### Raw data
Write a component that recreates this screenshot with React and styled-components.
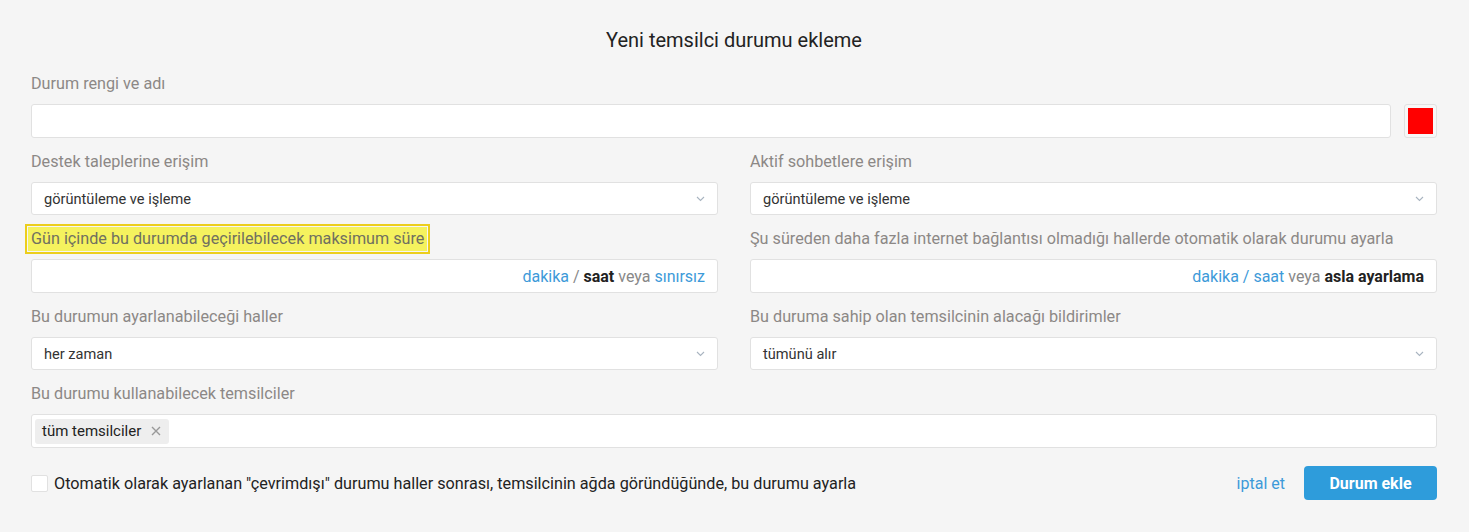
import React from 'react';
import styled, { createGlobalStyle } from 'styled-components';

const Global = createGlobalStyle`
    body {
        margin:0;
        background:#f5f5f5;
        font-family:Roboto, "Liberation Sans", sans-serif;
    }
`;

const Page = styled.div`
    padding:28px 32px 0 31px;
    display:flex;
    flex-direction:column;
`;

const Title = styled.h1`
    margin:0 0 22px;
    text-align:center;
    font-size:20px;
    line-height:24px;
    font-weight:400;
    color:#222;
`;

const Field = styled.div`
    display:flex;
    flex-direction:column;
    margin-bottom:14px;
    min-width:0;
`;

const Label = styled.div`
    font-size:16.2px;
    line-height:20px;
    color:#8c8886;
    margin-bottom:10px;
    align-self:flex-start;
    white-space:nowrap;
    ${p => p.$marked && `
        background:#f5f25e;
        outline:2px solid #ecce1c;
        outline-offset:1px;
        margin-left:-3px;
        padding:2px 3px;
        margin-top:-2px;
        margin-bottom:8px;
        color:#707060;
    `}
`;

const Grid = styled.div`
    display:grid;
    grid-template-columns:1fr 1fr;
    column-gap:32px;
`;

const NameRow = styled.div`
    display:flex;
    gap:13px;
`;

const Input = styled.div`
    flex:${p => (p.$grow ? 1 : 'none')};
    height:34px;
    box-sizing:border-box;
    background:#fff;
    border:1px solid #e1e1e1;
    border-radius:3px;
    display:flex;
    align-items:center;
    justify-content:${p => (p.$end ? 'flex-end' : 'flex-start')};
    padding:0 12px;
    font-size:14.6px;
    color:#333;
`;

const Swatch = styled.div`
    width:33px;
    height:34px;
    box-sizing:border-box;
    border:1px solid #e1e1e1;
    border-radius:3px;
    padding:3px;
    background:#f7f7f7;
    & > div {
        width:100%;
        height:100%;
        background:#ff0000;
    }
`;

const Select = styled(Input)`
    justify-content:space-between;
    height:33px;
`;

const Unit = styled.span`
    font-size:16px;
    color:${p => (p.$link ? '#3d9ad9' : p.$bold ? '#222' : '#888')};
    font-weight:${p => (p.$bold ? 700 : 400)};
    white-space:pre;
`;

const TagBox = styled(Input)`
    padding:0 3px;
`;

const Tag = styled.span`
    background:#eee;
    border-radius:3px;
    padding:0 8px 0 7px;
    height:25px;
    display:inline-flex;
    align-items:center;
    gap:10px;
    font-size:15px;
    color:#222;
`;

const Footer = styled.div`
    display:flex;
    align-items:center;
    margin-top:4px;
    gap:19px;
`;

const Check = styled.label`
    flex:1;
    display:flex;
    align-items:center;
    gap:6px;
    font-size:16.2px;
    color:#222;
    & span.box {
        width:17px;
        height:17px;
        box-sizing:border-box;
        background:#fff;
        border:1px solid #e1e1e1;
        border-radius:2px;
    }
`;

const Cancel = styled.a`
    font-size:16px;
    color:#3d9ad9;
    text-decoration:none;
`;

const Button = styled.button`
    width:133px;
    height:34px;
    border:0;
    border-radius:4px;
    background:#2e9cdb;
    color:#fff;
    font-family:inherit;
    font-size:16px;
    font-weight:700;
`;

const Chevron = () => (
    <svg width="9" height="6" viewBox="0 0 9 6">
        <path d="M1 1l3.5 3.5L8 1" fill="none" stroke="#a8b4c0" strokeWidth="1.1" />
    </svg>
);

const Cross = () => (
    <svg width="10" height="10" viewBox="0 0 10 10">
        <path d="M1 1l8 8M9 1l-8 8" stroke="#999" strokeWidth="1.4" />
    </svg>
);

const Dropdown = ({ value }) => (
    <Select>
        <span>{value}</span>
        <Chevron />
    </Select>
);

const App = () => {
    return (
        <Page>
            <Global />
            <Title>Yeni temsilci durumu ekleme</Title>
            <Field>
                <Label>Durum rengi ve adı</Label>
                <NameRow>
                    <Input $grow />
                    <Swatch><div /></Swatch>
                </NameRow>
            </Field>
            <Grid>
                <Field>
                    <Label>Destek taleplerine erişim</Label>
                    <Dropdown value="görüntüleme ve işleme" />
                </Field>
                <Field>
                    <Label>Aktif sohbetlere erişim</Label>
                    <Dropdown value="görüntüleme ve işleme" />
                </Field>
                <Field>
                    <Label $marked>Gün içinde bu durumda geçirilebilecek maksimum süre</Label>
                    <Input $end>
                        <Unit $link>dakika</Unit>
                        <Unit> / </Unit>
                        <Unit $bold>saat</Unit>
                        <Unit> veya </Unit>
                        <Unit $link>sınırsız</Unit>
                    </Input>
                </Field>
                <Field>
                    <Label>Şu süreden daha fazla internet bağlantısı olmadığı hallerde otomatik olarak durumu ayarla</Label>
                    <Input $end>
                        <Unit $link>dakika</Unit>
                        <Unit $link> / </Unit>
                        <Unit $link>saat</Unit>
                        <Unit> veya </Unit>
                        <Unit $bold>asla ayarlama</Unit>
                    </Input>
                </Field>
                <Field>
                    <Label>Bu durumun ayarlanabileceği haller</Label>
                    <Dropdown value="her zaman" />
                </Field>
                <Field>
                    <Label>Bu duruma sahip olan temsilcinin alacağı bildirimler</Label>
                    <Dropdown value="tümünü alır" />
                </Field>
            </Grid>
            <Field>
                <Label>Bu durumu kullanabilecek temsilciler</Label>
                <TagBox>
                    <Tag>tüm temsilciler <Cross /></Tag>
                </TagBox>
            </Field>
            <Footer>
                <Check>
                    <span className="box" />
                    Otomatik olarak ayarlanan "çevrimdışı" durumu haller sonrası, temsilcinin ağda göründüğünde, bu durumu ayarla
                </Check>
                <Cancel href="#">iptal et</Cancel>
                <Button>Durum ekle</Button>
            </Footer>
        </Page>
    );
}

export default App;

### Task instructions
Copy all the data exactly as written, but skip any picture.

### Output of the exercise
Write a component that recreates this screenshot with React and styled-components.
import React from 'react';
import styled, { createGlobalStyle } from 'styled-components';

const Global = createGlobalStyle`
    body {
        margin:0;
        background:#f5f5f5;
        font-family:Roboto, "Liberation Sans", sans-serif;
    }
`;

const Page = styled.div`
    padding:28px 32px 0 31px;
    display:flex;
    flex-direction:column;
`;

const Title = styled.h1`
    margin:0 0 22px;
    text-align:center;
    font-size:20px;
    line-height:24px;
    font-weight:400;
    color:#222;
`;

const Field = styled.div`
    display:flex;
    flex-direction:column;
    margin-bottom:14px;
    min-width:0;
`;

const Label = styled.div`
    font-size:16.2px;
    line-height:20px;
    color:#8c8886;
    margin-bottom:10px;
    align-self:flex-start;
    white-space:nowrap;
    ${p => p.$marked && `
        background:#f5f25e;
        outline:2px solid #ecce1c;
        outline-offset:1px;
        margin-left:-3px;
        padding:2px 3px;
        margin-top:-2px;
        margin-bottom:8px;
        color:#707060;
    `}
`;

const Grid = styled.div`
    display:grid;
    grid-template-columns:1fr 1fr;
    column-gap:32px;
`;

const NameRow = styled.div`
    display:flex;
    gap:13px;
`;

const Input = styled.div`
    flex:${p => (p.$grow ? 1 : 'none')};
    height:34px;
    box-sizing:border-box;
    background:#fff;
    border:1px solid #e1e1e1;
    border-radius:3px;
    display:flex;
    align-items:center;
    justify-content:${p => (p.$end ? 'flex-end' : 'flex-start')};
    padding:0 12px;
    font-size:14.6px;
    color:#333;
`;

const Swatch = styled.div`
    width:33px;
    height:34px;
    box-sizing:border-box;
    border:1px solid #e1e1e1;
    border-radius:3px;
    padding:3px;
    background:#f7f7f7;
    & > div {
        width:100%;
        height:100%;
        background:#ff0000;
    }
`;

const Select = styled(Input)`
    justify-content:space-between;
    height:33px;
`;

const Unit = styled.span`
    font-size:16px;
    color:${p => (p.$link ? '#3d9ad9' : p.$bold ? '#222' : '#888')};
    font-weight:${p => (p.$bold ? 700 : 400)};
    white-space:pre;
`;

const TagBox = styled(Input)`
    padding:0 3px;
`;

const Tag = styled.span`
    background:#eee;
    border-radius:3px;
    padding:0 8px 0 7px;
    height:25px;
    display:inline-flex;
    align-items:center;
    gap:10px;
    font-size:15px;
    color:#222;
`;

const Footer = styled.div`
    display:flex;
    align-items:center;
    margin-top:4px;
    gap:19px;
`;

const Check = styled.label`
    flex:1;
    display:flex;
    align-items:center;
    gap:6px;
    font-size:16.2px;
    color:#222;
    & span.box {
        width:17px;
        height:17px;
        box-sizing:border-box;
        background:#fff;
        border:1px solid #e1e1e1;
        border-radius:2px;
    }
`;

const Cancel = styled.a`
    font-size:16px;
    color:#3d9ad9;
    text-decoration:none;
`;

const Button = styled.button`
    width:133px;
    height:34px;
    border:0;
    border-radius:4px;
    background:#2e9cdb;
    color:#fff;
    font-family:inherit;
    font-size:16px;
    font-weight:700;
`;

const Chevron = () => (
    <svg width="9" height="6" viewBox="0 0 9 6">
        <path d="M1 1l3.5 3.5L8 1" fill="none" stroke="#a8b4c0" strokeWidth="1.1" />
    </svg>
);

const Cross = () => (
    <svg width="10" height="10" viewBox="0 0 10 10">
        <path d="M1 1l8 8M9 1l-8 8" stroke="#999" strokeWidth="1.4" />
    </svg>
);

const Dropdown = ({ value }) => (
    <Select>
        <span>{value}</span>
        <Chevron />
    </Select>
);

const App = () => {
    return (
        <Page>
            <Global />
            <Title>Yeni temsilci durumu ekleme</Title>
            <Field>
                <Label>Durum rengi ve adı</Label>
                <NameRow>
                    <Input $grow />
                    <Swatch><div /></Swatch>
                </NameRow>
            </Field>
            <Grid>
                <Field>
                    <Label>Destek taleplerine erişim</Label>
                    <Dropdown value="görüntüleme ve işleme" />
                </Field>
                <Field>
                    <Label>Aktif sohbetlere erişim</Label>
                    <Dropdown value="görüntüleme ve işleme" />
                </Field>
                <Field>
                    <Label $marked>Gün içinde bu durumda geçirilebilecek maksimum süre</Label>
                    <Input $end>
                        <Unit $link>dakika</Unit>
                        <Unit> / </Unit>
                        <Unit $bold>saat</Unit>
                        <Unit> veya </Unit>
                        <Unit $link>sınırsız</Unit>
                    </Input>
                </Field>
                <Field>
                    <Label>Şu süreden daha fazla internet bağlantısı olmadığı hallerde otomatik olarak durumu ayarla</Label>
                    <Input $end>
                        <Unit $link>dakika</Unit>
                        <Unit $link> / </Unit>
                        <Unit $link>saat</Unit>
                        <Unit> veya </Unit>
                        <Unit $bold>asla ayarlama</Unit>
                    </Input>
                </Field>
                <Field>
                    <Label>Bu durumun ayarlanabileceği haller</Label>
                    <Dropdown value="her zaman" />
                </Field>
                <Field>
                    <Label>Bu duruma sahip olan temsilcinin alacağı bildirimler</Label>
                    <Dropdown value="tümünü alır" />
                </Field>
            </Grid>
            <Field>
                <Label>Bu durumu kullanabilecek temsilciler</Label>
                <TagBox>
                    <Tag>tüm temsilciler <Cross /></Tag>
                </TagBox>
            </Field>
            <Footer>
                <Check>
                    <span className="box" />
                    Otomatik olarak ayarlanan "çevrimdışı" durumu haller sonrası, temsilcinin ağda göründüğünde, bu durumu ayarla
                </Check>
                <Cancel href="#">iptal et</Cancel>
                <Button>Durum ekle</Button>
            </Footer>
        </Page>
    );
}

export default App;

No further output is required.